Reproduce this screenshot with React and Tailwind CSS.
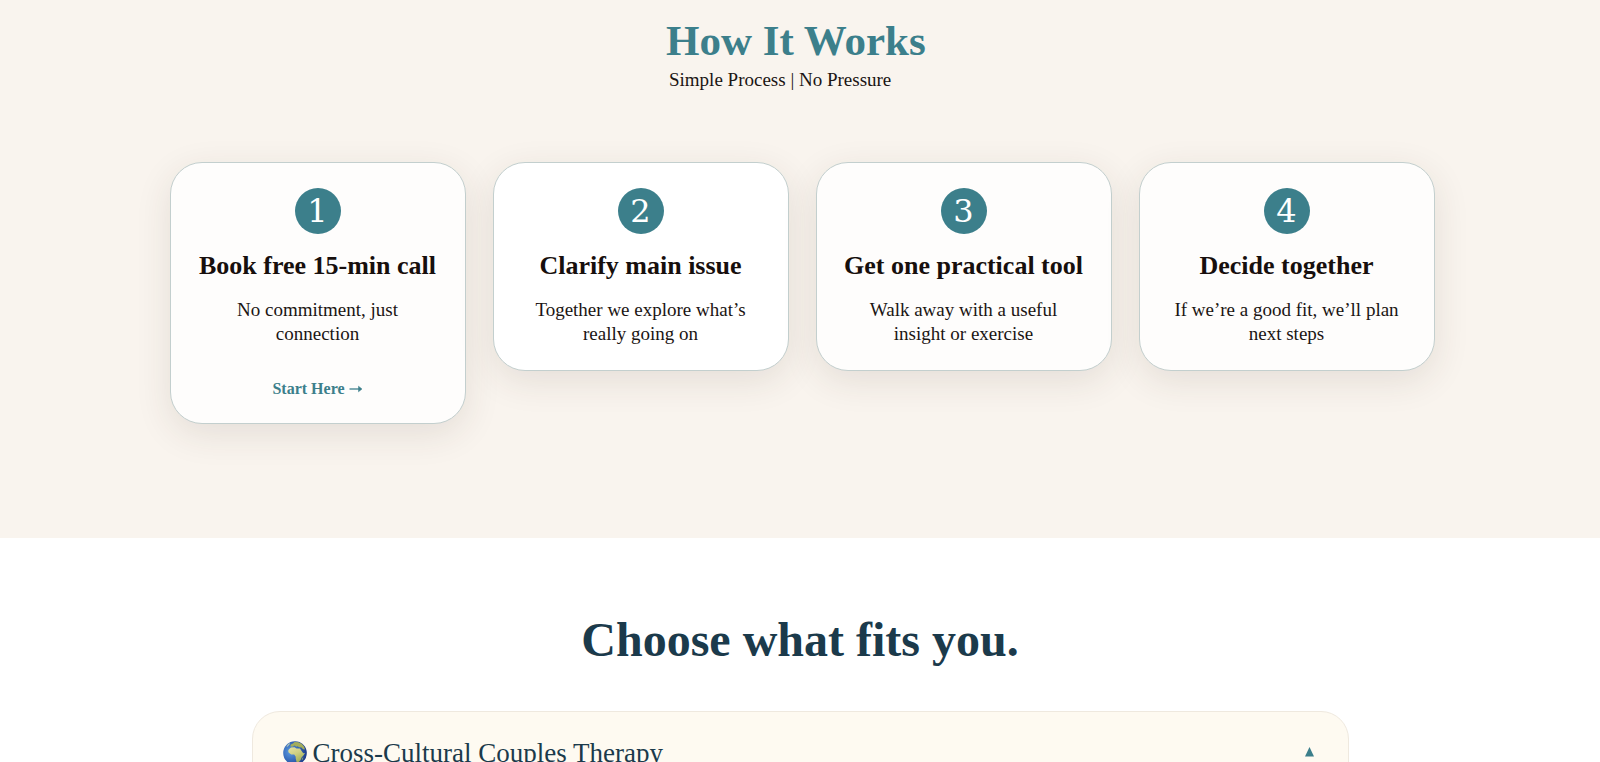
import clsx from 'clsx'

const steps = [
  { title: 'Book free 15-min call', text: 'No commitment, just connection', cta: 'Start Here' },
  { title: 'Clarify main issue', text: 'Together we explore what’s really going on', active: true },
  { title: 'Get one practical tool', text: 'Walk away with a useful insight or exercise' },
  { title: 'Decide together', text: 'If we’re a good fit, we’ll plan next steps' },
]

function StepCard({ number, title, text, cta, active }) {
  return (
    <li
      className={clsx(
        'flex flex-col items-center rounded-[32px] border border-[#c3cfce] px-6 pt-[25px] pb-6 text-center shadow-[0_10px_36px_rgba(60,50,40,0.11)]',
        active ? 'bg-white' : 'bg-[#fefdfc]'
      )}
    >
      <span className="flex size-[46px] items-center justify-center rounded-full bg-[#3c7f8b] font-['DejaVu_Serif',serif] text-[32px] leading-none text-white">
        {number}
      </span>
      <h3 className="mt-[14px] text-[26px] leading-9 font-bold whitespace-nowrap text-[#170f0d]">{title}</h3>
      <p className="mt-[14px] max-w-[236px] text-[19px] leading-6 text-[#1b1513]">{text}</p>
      {cta && (
        <a href="#book" className="mt-8 flex items-center gap-1 text-[16px] leading-[21px] font-bold text-[#3c7f8b] hover:underline">
          {cta}
          <svg viewBox="0 0 14 10" className="h-[10px] w-[14px]" fill="none" stroke="currentColor" aria-hidden="true">
            <path d="M0.5 5H12" strokeWidth="1.3" />
            <path d="M9.5 2.2L13 5L9.5 7.8Z" fill="currentColor" strokeWidth="0.5" />
          </svg>
        </a>
      )}
    </li>
  )
}

function Globe() {
  return (
    <svg viewBox="0 0 24 24" className="size-6 shrink-0" aria-hidden="true">
      <defs>
        <radialGradient id="sea" cx="0.3" cy="0.45" r="0.75">
          <stop offset="0" stopColor="#5d9be0" />
          <stop offset="0.5" stopColor="#3568b8" />
          <stop offset="1" stopColor="#1a3580" />
        </radialGradient>
        <linearGradient id="land" x1="0" y1="0" x2="0.6" y2="1">
          <stop offset="0" stopColor="#e6e2a4" />
          <stop offset="0.5" stopColor="#cfd083" />
          <stop offset="1" stopColor="#9fae58" />
        </linearGradient>
      </defs>
      <circle cx="12" cy="12" r="11.8" fill="url(#sea)" />
      <path d="M7.4 5.6L7.8 3.6L10 2.6L11.6 1L15.4 1.2L18.6 2.8L21 5.6L22 8.4L20 8.2L18.4 6.4L16 6.2L14.6 5.2L13.4 5.8L11.6 4.6L9.6 5.8Z" fill="#a3ad5c" />
      <path d="M6 8.2L8 6.6L11.6 6.2L13.4 7.4L17 7.4L18.6 10L20.2 12.2L22 12L20.4 14.6L18.6 16.4L17.6 19L15.4 21.4L13.6 21L12.8 18L12.6 15.4L11.2 13.4L8.2 13.4L5.6 11.6L5.2 9.8Z" fill="url(#land)" />
      <path d="M19.4 17L20.4 16.2L19.8 18.4L18.8 19Z" fill="#9fae58" />
      <path d="M3.4 5.4L5.4 3L7.2 2L6.4 3.8L4.4 5.8Z" fill="#b9cbb4" />
    </svg>
  )
}

export default function App() {
  return (
    <main className="bg-white font-['Liberation_Serif',serif]">
      <section className="bg-[#f9f4ee] pt-[15px] pb-[114px]">
        <header className="mx-auto w-[268px]">
          <h2 className="text-[43px] leading-[52px] font-bold whitespace-nowrap text-[#3c7f8b]">How It Works</h2>
          <p className="mt-px pl-[3px] text-[19px] leading-6 whitespace-nowrap text-[#1b1513]">Simple Process | No Pressure</p>
        </header>
        <div className="mt-[70px] pr-6 pl-7">
          <ol className="mx-auto grid max-w-[1265px] items-start gap-[27px] sm:grid-cols-2 lg:grid-cols-4">
            {steps.map((step, i) => (
              <StepCard key={step.title} number={i + 1} {...step} />
            ))}
          </ol>
        </div>
      </section>

      <section className="px-6 pt-[70px]">
        <h2 className="text-center text-[48px] leading-[64px] font-bold text-[#1b3a4b]">Choose what fits you.</h2>
        <div className="mx-auto mt-[39px] max-w-[1097px] rounded-[28px] border border-[#efe9df] bg-[#fefaf1]">
          <button type="button" aria-expanded="true" className="flex w-full items-center justify-between px-[30px] pt-[23px] pb-6 text-left text-[#1b3a4b]">
            <span className="flex items-center gap-[6px] text-[27px] leading-9">
              <Globe />
              Cross-Cultural Couples Therapy
            </span>
            <span className="text-[#3c7f8b]">
              <svg viewBox="0 0 16 16" className="size-4" fill="currentColor" aria-hidden="true">
                <path d="M7.5 2L12 11.5H3Z" />
              </svg>
            </span>
          </button>
        </div>
      </section>
    </main>
  )
}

◆ YOUR GOAL
Everything from the first line to the line with "import clsx from 'clsx'" must be repeated exactly, and nothing else. Leave the pictures out.

◆ FINAL ANSWER
Reproduce this screenshot with React and Tailwind CSS.
import clsx from 'clsx'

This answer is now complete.